When you look at successful people around you, you will notice that many of those who seem to truly enjoy what they do have a slightly weird or non-standard job. They took a standard job description and tweaked it, so it fits their strengths and learned to enjoy it. Stop wasting your time looking for the perfect job. Take whatever role you have today and tweak it. Create your ideal job.
As a result, you get more of those activities you love and are good at. Volunteer for initiatives where you suspect you can use your strengths. Figure out which of the activities you and may not like, do help you to use your strengths and figure out how you can get better at them to start enjoying them.
Putting it all together
Forget about work-life balance and go for work-life integration and flourishing. Look at your life as one integrated system that is based on your strengths and that reflects who you are as a person. Forget what the lives of others look like, learn to live in the moment, and design your life so it fits you.

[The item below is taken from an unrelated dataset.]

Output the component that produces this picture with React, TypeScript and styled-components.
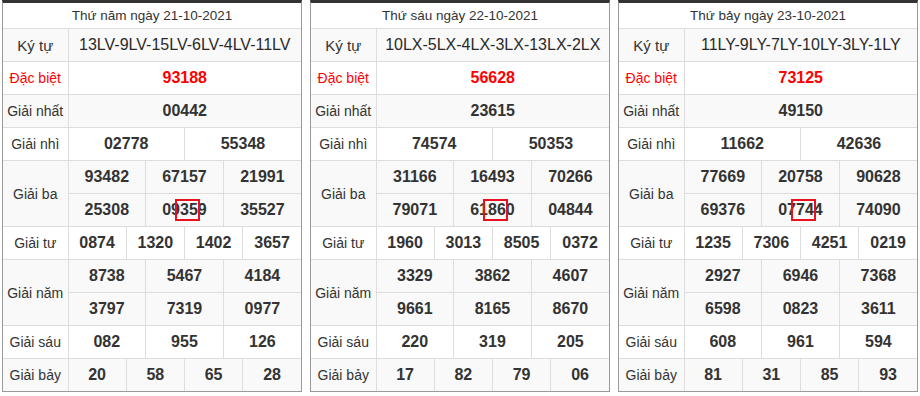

As you are building the puzzle of your life, some pieces are crucial to orient you. They can be used to anchor the other pieces. These special pieces are your strengths. The more of them you can get into your life, the more you can use your strengths, the easier it will be for you to build the puzzle. Just make sure you have the right definition of what your strengths are. It is not enough to be good at something to consider it your strength. It should fill you with energy when you are doing it.
What are your thoughts on the topic? Do you believe that work life balance is important? Do you believe that each of us has different needs and therefore not everyone may find balance the right thing for them? If not work life balance, then how do you ensure you live a good life?